Problem to work on: Copy the data that follows exactly. Include no pictures.

>> Begin Supplied data

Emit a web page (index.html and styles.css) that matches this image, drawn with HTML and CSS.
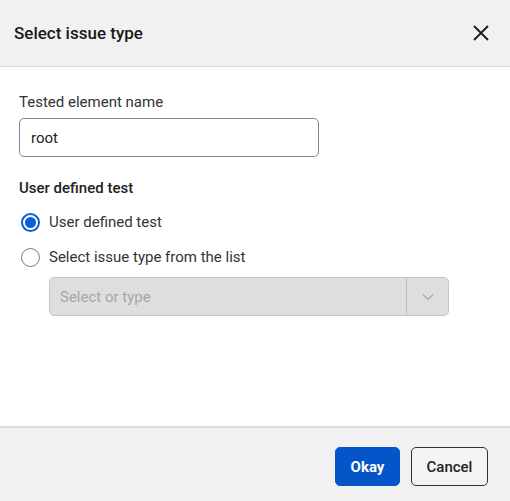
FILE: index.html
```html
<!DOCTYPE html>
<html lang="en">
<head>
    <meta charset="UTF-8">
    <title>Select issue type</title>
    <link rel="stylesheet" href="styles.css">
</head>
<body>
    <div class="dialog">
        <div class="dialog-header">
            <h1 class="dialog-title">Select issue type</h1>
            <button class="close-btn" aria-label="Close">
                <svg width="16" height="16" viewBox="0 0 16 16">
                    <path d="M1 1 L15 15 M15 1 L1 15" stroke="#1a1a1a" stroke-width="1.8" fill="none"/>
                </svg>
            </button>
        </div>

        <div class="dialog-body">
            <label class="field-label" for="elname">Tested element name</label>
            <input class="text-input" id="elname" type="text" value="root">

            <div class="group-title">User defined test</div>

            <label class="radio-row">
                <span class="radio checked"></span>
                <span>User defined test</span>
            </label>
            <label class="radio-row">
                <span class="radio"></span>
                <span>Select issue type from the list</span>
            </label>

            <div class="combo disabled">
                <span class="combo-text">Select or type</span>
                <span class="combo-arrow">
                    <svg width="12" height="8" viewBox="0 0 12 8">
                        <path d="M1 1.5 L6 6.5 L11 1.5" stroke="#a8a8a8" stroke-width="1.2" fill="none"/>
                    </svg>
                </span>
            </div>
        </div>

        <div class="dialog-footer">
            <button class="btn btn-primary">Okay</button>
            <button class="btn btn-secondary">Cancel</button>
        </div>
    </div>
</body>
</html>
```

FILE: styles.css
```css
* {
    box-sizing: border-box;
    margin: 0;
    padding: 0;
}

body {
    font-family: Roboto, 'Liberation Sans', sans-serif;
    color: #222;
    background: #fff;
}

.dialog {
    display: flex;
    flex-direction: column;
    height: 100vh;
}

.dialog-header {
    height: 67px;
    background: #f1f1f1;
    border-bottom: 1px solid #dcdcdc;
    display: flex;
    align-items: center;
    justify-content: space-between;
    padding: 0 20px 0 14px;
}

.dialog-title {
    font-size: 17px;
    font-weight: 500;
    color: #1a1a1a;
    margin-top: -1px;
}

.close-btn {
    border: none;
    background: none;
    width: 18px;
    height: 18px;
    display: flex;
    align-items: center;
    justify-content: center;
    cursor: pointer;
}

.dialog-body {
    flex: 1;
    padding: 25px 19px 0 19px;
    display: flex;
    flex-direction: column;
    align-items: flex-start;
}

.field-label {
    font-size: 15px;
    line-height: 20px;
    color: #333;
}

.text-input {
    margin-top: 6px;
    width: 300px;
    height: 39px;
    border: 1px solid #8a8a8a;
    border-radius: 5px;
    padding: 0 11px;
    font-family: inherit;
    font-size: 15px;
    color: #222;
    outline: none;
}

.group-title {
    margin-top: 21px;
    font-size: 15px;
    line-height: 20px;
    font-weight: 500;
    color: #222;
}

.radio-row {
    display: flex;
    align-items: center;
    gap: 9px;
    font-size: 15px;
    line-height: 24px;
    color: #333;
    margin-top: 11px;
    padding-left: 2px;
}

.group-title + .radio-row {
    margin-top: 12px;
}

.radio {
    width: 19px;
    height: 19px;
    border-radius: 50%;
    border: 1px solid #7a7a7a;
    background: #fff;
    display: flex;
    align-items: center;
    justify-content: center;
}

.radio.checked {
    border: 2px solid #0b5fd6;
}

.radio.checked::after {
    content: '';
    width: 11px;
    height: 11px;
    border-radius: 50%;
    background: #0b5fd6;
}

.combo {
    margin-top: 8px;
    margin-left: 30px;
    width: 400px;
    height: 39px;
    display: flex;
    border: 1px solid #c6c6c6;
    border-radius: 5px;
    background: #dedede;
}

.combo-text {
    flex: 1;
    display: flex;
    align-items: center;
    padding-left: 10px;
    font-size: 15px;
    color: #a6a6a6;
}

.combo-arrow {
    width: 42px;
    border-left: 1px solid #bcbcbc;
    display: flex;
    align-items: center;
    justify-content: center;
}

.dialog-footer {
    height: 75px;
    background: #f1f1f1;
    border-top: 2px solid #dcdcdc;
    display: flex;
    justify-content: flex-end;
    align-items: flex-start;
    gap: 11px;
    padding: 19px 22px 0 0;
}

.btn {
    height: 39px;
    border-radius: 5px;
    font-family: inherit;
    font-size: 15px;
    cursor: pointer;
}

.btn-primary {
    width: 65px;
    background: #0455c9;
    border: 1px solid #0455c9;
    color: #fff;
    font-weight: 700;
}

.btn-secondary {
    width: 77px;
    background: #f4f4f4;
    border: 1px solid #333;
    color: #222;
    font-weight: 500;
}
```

>> End Supplied data

Correct response:
Emit a web page (index.html and styles.css) that matches this image, drawn with HTML and CSS.
FILE: index.html
```html
<!DOCTYPE html>
<html lang="en">
<head>
    <meta charset="UTF-8">
    <title>Select issue type</title>
    <link rel="stylesheet" href="styles.css">
</head>
<body>
    <div class="dialog">
        <div class="dialog-header">
            <h1 class="dialog-title">Select issue type</h1>
            <button class="close-btn" aria-label="Close">
                <svg width="16" height="16" viewBox="0 0 16 16">
                    <path d="M1 1 L15 15 M15 1 L1 15" stroke="#1a1a1a" stroke-width="1.8" fill="none"/>
                </svg>
            </button>
        </div>

        <div class="dialog-body">
            <label class="field-label" for="elname">Tested element name</label>
            <input class="text-input" id="elname" type="text" value="root">

            <div class="group-title">User defined test</div>

            <label class="radio-row">
                <span class="radio checked"></span>
                <span>User defined test</span>
            </label>
            <label class="radio-row">
                <span class="radio"></span>
                <span>Select issue type from the list</span>
            </label>

            <div class="combo disabled">
                <span class="combo-text">Select or type</span>
                <span class="combo-arrow">
                    <svg width="12" height="8" viewBox="0 0 12 8">
                        <path d="M1 1.5 L6 6.5 L11 1.5" stroke="#a8a8a8" stroke-width="1.2" fill="none"/>
                    </svg>
                </span>
            </div>
        </div>

        <div class="dialog-footer">
            <button class="btn btn-primary">Okay</button>
            <button class="btn btn-secondary">Cancel</button>
        </div>
    </div>
</body>
</html>
```

FILE: styles.css
```css
* {
    box-sizing: border-box;
    margin: 0;
    padding: 0;
}

body {
    font-family: Roboto, 'Liberation Sans', sans-serif;
    color: #222;
    background: #fff;
}

.dialog {
    display: flex;
    flex-direction: column;
    height: 100vh;
}

.dialog-header {
    height: 67px;
    background: #f1f1f1;
    border-bottom: 1px solid #dcdcdc;
    display: flex;
    align-items: center;
    justify-content: space-between;
    padding: 0 20px 0 14px;
}

.dialog-title {
    font-size: 17px;
    font-weight: 500;
    color: #1a1a1a;
    margin-top: -1px;
}

.close-btn {
    border: none;
    background: none;
    width: 18px;
    height: 18px;
    display: flex;
    align-items: center;
    justify-content: center;
    cursor: pointer;
}

.dialog-body {
    flex: 1;
    padding: 25px 19px 0 19px;
    display: flex;
    flex-direction: column;
    align-items: flex-start;
}

.field-label {
    font-size: 15px;
    line-height: 20px;
    color: #333;
}

.text-input {
    margin-top: 6px;
    width: 300px;
    height: 39px;
    border: 1px solid #8a8a8a;
    border-radius: 5px;
    padding: 0 11px;
    font-family: inherit;
    font-size: 15px;
    color: #222;
    outline: none;
}

.group-title {
    margin-top: 21px;
    font-size: 15px;
    line-height: 20px;
    font-weight: 500;
    color: #222;
}

.radio-row {
    display: flex;
    align-items: center;
    gap: 9px;
    font-size: 15px;
    line-height: 24px;
    color: #333;
    margin-top: 11px;
    padding-left: 2px;
}

.group-title + .radio-row {
    margin-top: 12px;
}

.radio {
    width: 19px;
    height: 19px;
    border-radius: 50%;
    border: 1px solid #7a7a7a;
    background: #fff;
    display: flex;
    align-items: center;
    justify-content: center;
}

.radio.checked {
    border: 2px solid #0b5fd6;
}

.radio.checked::after {
    content: '';
    width: 11px;
    height: 11px;
    border-radius: 50%;
    background: #0b5fd6;
}

.combo {
    margin-top: 8px;
    margin-left: 30px;
    width: 400px;
    height: 39px;
    display: flex;
    border: 1px solid #c6c6c6;
    border-radius: 5px;
    background: #dedede;
}

.combo-text {
    flex: 1;
    display: flex;
    align-items: center;
    padding-left: 10px;
    font-size: 15px;
    color: #a6a6a6;
}

.combo-arrow {
    width: 42px;
    border-left: 1px solid #bcbcbc;
    display: flex;
    align-items: center;
    justify-content: center;
}

.dialog-footer {
    height: 75px;
    background: #f1f1f1;
    border-top: 2px solid #dcdcdc;
    display: flex;
    justify-content: flex-end;
    align-items: flex-start;
    gap: 11px;
    padding: 19px 22px 0 0;
}

.btn {
    height: 39px;
    border-radius: 5px;
    font-family: inherit;
    font-size: 15px;
    cursor: pointer;
}

.btn-primary {
    width: 65px;
    background: #0455c9;
    border: 1px solid #0455c9;
    color: #fff;
    font-weight: 700;
}

.btn-secondary {
    width: 77px;
    background: #f4f4f4;
    border: 1px solid #333;
    color: #222;
    font-weight: 500;
}
```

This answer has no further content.